In 1986, I was a huge Dwight Gooden fan (talk about a Palin-esque career trajectory) when Clemens burst on the scene racking up 20 Ks in a single game (he would actually do it again in 1996 (as would the Big Unit in 2001)). His 16 strikeout performance in his first game back to Fenway as an opposing pitcher and the 15-K, 1-hit masterpiece against the Mariners in the 2000 ALCS certainly added to his legend. I also remember when Clemens beaned Piazza in the head in 2000 and then threw the broken bat back at Piazza in that season’s Subway Series.
When I think of specific Randy Johnson performances, I will always remember when he scared the life out of Kruk in the 1993 All-Star Game; his three-hit, 12-K gem in the one-game playoff against the Angels after the 1995 season (and his relief appearance on one day’s rest to claim the win in the ALDS against the Yankees that same year); and his incredible performances, especially his winning relief appearance in Game 7 on no rest, against the Yankees in the 2001 World Series, which was the most meaningful World Series ever as the country sought normalcy after 9/11 (no matter what one thinks of W, his first pitch strike to open Game 3 in NYC, as NYC, the country and the world watched, was one of the greatest clutch performances ever). I will also remember when Johnson accidentally nailed a poor dove with a fastball in a spring training game and his inauspicious introduction to the New York media (“Don’t get in my face and don’t talk back to me, alright.”).
With Pedro, who can ever forget when he struck out Barry Larkin, Larry Walker, Sosa and McGwire to start the 1999 All-Star Game (he also rang up Bagwell); entered the fifth and final game of the 1999 ALDS after the third inning with the score tied 8-8 and nursing a strained back that knocked him out of Game 1 and pitching six-innings of no-hit ball or when he threw Zim to the ground like a sack of really old potatoes in the 2003 ALCS.

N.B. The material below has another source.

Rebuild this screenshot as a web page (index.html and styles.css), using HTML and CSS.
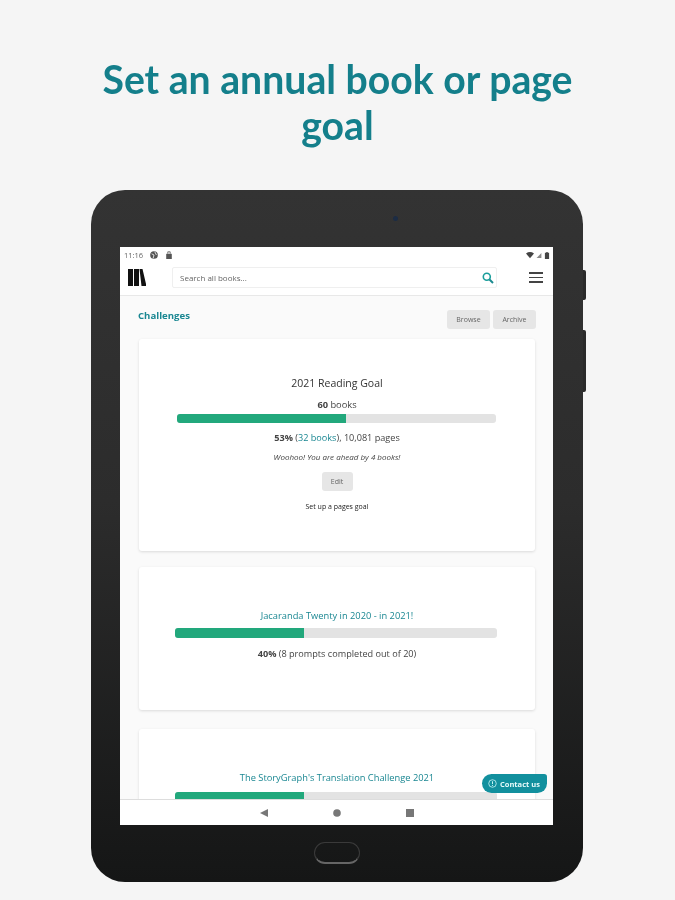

I must admit that indelible Maddux moments do not come so easily. There is one game, however, that I recall, which I think represents Maddux’s career quite well: his July 22, 1997, complete game, 1-run win over the Cubs in which he issued no walks and threw only 76 pitches(!). No gaudy strikeout totals, no bench-clearing brawls and no pitches thrown with triple digit velocity; just an incredibly efficient and controlled game by the most cerebral pitcher of our time. Not sexy, just good.